Ironically, Melvoin credits his undergraduate thesis, the same one spurned by a graduate student reader, with getting him his first writing job. He turned the thesis in as a writing sample to Fairchild because it was the only writing sample he had. The thesis showed he could write and had substantive knowledge of famous detectives created by Dashiell Hammet, Raymond Chandler, Ross MacDonald and John D. Macdonald. Plus, Melvoin demonstrated that he had a sense of humor. He's been demonstrating that ever since, only to a much bigger audience.

In August, Melvoin wrapped production on the first season of "Army Wives," a series that got the best ratings in Lifetime's 21-year history. Melvoin worked as executive producer on episodes 2-13. He's waiting to hear back on a couple of original shows that he pitched to networks as a writer-producer. One show he pitched is about five Pan Am stewardesses in 1968. The other is a light-hearted mystery. "I was trying to get back to 'Remington Steele,' writing mysteries with a 'Thin Man' quality, a champagne taste, not quite as graphic as 'Law & Order' or 'CSI'," says Melvoin.

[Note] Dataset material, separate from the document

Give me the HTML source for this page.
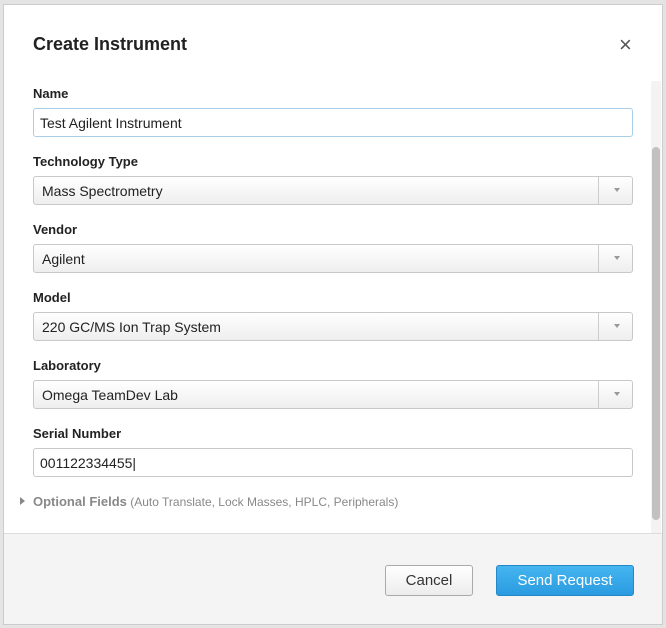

Melvoin and his wife, photographer Martha Hartnett, were introduced by Brock Walsh '75 and Joy Horowitz '75, a married couple who had been fellow classmates in Adams House. Melvoin has two sons, Nick and Charlie, currently a senior and a sophomore at Harvard, both in Lowell House. "Neither of them wants to follow in their old man's shoes," says Melvoin. "Thank goodness. If I'd known how tough this business can be, I would never have started."